• Data for processing:
※ ※ ※

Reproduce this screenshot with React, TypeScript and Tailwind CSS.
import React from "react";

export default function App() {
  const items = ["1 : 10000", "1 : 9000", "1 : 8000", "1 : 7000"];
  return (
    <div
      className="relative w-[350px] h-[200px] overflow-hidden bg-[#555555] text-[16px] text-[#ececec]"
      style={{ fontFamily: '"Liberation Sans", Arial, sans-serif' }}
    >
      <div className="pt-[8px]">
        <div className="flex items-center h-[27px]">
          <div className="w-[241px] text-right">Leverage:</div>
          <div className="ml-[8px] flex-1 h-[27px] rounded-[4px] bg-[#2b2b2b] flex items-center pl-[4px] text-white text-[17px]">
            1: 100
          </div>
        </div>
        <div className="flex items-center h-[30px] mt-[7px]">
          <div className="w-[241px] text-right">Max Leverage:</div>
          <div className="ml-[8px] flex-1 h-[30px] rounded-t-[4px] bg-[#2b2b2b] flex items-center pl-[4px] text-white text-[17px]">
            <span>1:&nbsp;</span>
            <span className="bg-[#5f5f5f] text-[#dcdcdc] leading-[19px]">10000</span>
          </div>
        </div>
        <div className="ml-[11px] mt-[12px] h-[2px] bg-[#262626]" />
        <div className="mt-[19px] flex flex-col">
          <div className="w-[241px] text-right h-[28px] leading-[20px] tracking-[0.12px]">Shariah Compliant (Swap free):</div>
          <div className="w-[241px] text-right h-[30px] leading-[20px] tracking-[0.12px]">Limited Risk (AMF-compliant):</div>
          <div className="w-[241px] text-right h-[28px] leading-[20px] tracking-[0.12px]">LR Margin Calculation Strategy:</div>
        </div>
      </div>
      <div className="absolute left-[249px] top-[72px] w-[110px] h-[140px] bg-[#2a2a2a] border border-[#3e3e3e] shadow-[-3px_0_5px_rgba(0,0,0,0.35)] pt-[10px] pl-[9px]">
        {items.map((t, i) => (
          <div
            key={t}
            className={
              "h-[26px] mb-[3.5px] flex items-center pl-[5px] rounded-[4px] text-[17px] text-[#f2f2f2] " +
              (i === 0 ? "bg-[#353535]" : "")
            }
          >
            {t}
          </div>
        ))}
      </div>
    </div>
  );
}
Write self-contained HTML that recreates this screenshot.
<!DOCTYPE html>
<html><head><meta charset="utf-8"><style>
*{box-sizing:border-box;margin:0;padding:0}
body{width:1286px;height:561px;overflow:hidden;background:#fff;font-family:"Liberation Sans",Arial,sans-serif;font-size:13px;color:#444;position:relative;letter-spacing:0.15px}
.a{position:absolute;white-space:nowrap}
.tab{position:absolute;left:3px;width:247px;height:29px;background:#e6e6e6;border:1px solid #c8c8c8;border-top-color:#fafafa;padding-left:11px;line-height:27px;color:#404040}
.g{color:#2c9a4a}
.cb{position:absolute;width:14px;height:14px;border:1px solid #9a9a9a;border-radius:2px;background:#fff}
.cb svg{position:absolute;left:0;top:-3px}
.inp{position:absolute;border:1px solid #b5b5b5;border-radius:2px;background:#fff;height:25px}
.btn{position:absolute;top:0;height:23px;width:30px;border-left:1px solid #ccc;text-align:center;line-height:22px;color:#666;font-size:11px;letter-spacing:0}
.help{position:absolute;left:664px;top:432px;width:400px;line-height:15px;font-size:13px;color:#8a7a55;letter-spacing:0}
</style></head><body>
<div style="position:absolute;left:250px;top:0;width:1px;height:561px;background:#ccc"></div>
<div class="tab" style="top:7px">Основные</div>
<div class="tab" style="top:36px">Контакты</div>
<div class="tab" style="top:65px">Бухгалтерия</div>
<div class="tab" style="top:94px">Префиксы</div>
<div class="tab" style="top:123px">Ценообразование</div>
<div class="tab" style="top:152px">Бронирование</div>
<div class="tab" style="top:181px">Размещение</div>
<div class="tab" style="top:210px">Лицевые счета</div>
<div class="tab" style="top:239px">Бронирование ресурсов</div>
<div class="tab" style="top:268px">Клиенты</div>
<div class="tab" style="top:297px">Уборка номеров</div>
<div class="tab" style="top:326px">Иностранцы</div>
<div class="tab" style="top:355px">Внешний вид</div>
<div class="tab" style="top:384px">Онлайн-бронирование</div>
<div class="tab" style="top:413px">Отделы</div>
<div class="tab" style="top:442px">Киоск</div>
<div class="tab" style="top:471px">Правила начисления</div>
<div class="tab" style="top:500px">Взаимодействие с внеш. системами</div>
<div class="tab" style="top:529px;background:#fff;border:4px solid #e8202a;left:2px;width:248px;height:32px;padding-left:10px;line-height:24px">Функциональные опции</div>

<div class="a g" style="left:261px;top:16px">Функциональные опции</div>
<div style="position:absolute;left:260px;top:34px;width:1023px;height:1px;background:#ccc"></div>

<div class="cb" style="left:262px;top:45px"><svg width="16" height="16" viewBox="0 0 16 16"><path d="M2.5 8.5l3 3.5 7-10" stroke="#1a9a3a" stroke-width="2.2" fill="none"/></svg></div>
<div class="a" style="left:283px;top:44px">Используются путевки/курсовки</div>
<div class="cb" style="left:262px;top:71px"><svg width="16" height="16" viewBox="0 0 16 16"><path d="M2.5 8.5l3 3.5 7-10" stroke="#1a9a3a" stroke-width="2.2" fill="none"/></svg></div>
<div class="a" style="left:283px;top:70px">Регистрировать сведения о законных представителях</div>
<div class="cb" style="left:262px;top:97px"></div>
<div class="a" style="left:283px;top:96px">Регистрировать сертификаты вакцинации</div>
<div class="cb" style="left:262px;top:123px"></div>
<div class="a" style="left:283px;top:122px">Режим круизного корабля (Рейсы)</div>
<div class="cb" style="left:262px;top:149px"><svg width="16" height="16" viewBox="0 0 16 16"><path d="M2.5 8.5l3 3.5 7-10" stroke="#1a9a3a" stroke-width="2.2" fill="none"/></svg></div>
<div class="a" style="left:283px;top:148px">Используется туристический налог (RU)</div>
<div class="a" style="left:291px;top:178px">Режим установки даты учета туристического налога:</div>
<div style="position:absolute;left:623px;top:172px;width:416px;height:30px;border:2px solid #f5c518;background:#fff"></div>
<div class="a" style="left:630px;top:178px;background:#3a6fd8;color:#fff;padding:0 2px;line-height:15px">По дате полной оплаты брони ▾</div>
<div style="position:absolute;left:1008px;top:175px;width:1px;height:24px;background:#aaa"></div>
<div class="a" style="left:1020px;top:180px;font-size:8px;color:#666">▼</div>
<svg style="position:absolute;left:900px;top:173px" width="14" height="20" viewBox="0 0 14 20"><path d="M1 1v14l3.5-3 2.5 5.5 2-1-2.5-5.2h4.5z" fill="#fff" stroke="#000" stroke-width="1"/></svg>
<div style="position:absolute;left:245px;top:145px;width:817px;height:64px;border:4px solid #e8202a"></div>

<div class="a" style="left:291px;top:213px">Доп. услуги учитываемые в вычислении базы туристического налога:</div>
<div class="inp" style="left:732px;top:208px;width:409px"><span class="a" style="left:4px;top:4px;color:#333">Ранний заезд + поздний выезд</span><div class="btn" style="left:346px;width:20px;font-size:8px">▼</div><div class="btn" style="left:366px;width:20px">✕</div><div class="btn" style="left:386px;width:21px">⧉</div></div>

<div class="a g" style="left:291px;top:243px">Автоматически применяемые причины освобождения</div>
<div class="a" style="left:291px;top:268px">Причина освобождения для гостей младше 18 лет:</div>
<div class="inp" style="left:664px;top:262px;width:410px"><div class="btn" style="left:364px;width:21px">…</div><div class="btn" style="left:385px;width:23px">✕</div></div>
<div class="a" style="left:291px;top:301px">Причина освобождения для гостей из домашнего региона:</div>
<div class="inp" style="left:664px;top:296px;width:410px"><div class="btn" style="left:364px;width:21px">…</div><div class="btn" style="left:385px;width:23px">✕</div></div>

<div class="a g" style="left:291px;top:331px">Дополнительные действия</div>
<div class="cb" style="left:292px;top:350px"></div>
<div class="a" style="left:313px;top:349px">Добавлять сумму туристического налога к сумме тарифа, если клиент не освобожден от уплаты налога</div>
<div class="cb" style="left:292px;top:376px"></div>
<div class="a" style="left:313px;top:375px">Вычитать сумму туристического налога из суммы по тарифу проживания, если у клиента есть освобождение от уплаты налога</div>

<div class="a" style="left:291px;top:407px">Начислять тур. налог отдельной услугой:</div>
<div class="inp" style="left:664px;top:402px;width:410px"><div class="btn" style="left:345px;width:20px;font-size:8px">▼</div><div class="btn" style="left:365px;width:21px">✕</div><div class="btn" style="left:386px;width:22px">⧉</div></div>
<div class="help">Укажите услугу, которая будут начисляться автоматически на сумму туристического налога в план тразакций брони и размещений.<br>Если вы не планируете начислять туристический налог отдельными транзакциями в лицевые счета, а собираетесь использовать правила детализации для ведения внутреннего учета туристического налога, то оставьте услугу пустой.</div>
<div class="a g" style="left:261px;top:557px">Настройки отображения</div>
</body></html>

※ ※ ※

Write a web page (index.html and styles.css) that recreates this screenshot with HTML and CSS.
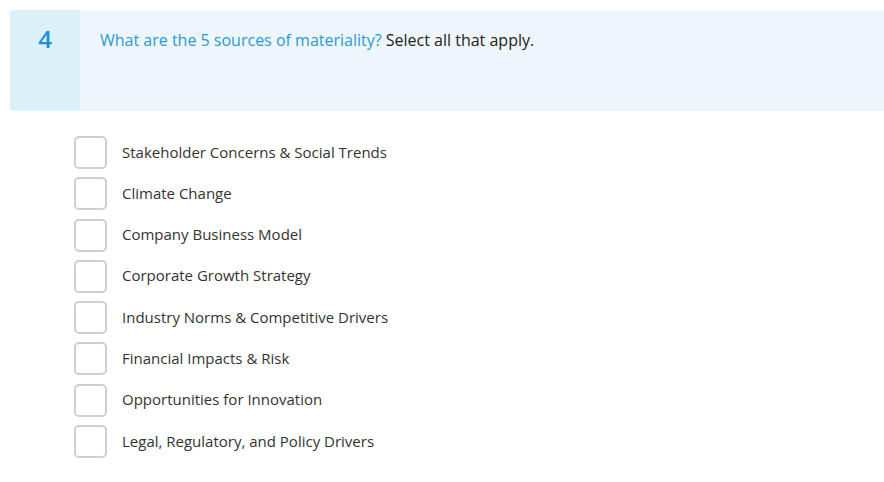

※ ※ ※

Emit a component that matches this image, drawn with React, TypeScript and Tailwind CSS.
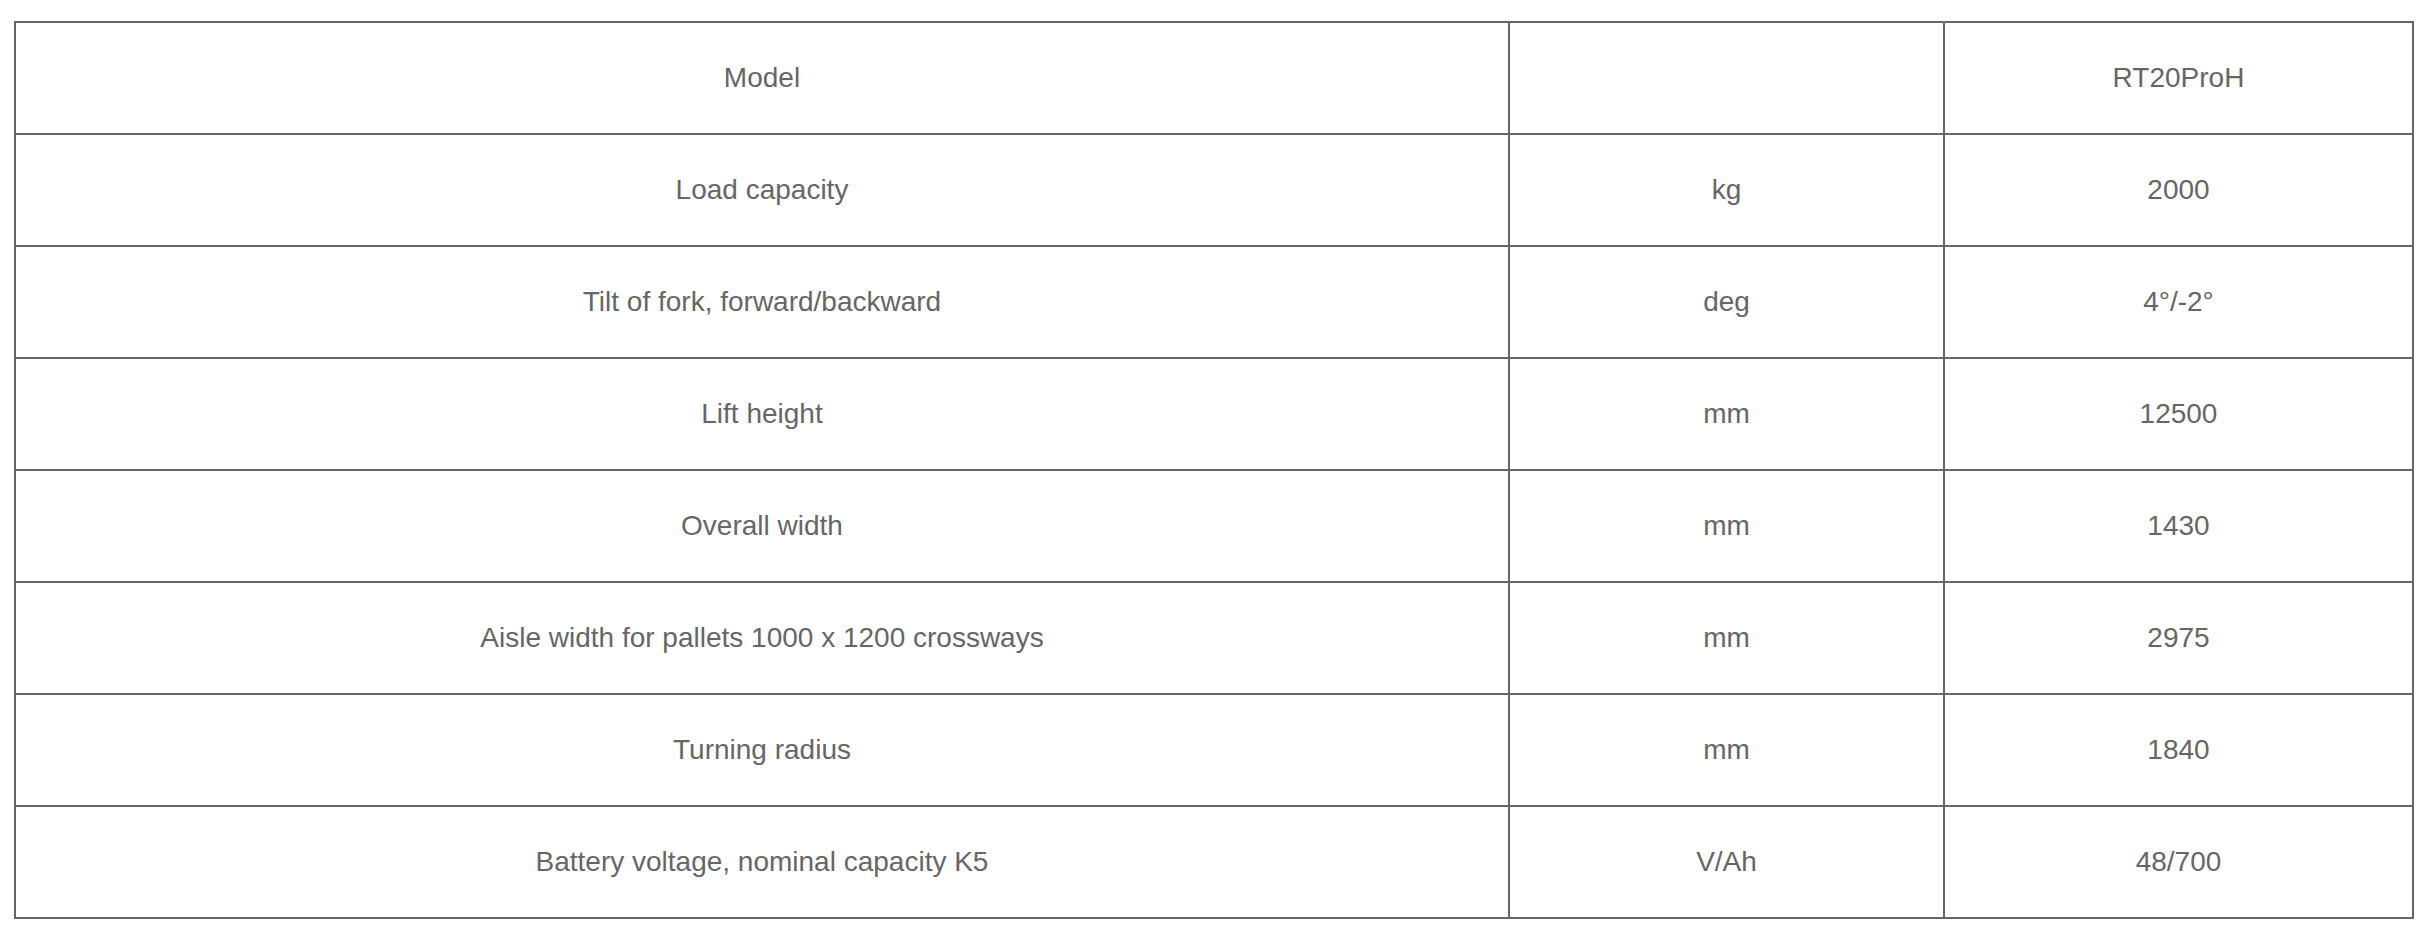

※ ※ ※

• Given exercise: Using the material above, count the lines containing the word "that". Reply with the number alone.

• Answer to this problem: 3